Le concept de flexicurité a fait son apparition pour la première fois en 1999 à la suite des analyses comparatives du modèle danois et de celui des Pays-Bas, deux modèles qui ont suscité un vif débat sur la réforme des politiques de sécurité sociale et du revenu. Ces deux modèles ont en commun la coexistence d’une flexibilité du marché du travail (mesurée, entre autres, par une souplesse des législations de protection d’emploi) et une meilleure sécurité socioéconomique (mesurée, entre autres, par une meilleure stabilité de l’emploi et du revenu), deux configurations autrefois considérées comme étant irréconciliables. Aux Pays-Bas, la flexicurité a été mise en oeuvre en adoptant une loi qui facilite le recours au travail temporaire par les entreprises, tout en garantissant une certaine sécurité sociale peu importe le type de contrat de travail. Au Danemark, la flexicurité a pris la forme d’une poursuite simultanée de trois objectifs : la flexibilité du marché du travail, l’indemnisation généreuse des chômeurs et des politiques actives de l’emploi (par exemple, l’obligation de participer à la formation pour les prestataires de l’assurance chômage). Le modèle danois est associé à une notion de sécurité d’emploi sur le marché du travail (ou continuité d’emploi) plutôt qu’à la sécurité d’emploi avec le même employeur (ou maintien dans l’emploi existant) comme l’indiquent Anouk Lebel et Paul Bernard. Ce modèle est présenté par certains comme une alternative au modèle américain qui favorise la flexibilité, par le truchement de la dérégulation du marché du travail, au prix d’une insécurité accrue des travailleurs (Harmut Seifert et Andranik Tangian). Par ailleurs, la flexicurité est loin de faire l’unanimité comme solution à l’insécurité socioéconomique.

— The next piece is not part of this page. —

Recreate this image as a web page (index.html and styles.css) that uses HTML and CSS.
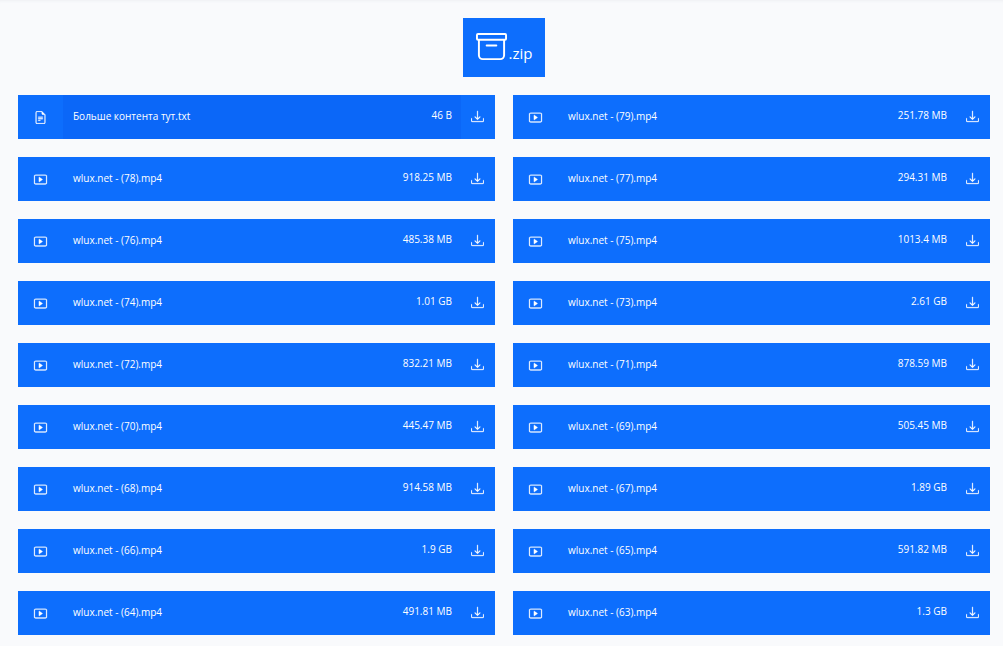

Le débat portant sur l’articulation entre la flexibilité et la sécurité n’est pas récent. Selon l’argumentaire économique, la flexibilité assure une certaine fluidité du marché du travail qui entraîne une allocation efficace des travailleurs là où ils sont plus productifs. Cette réallocation augmente le niveau de productivité et favorise donc la croissance économique. Ainsi, selon cette approche, toute régulation du marché du travail introduit des rigidités qui garantissent une sécurité d’emploi à un noyau restreint de travailleurs, au prix d’une plus grande vulnérabilité et de l’exclusion sociale. L’argument opposé associe la flexibilité sur le marché du travail à une précarisation des emplois et une insécurité économique et sociale accrue. L’argument de flexicurité s’inspire de la conception danoise de la flexibilité et de la sécurité. Dans ce contexte, la flexibilité renvoie à une faible protection de l’emploi, alors que la sécurité fait allusion à des indemnisations généreuses et des politiques d’activation. Cette opérationnalisation restrictive de la flexicurité a généré un débat controversé que le présent ouvrage réussit bien à couvrir, et cela malgré les multiples ramifications d’ordre conceptuel et méthodologique qui caractérisent ce débat. Une bonne synthèse en est présentée dans le texte de Diane-Gabrielle Tremblay, « Les nouveaux habits de l’instabilité et de l’insécurité sur le marché du travail », dont nous recommandons la lecture préalable.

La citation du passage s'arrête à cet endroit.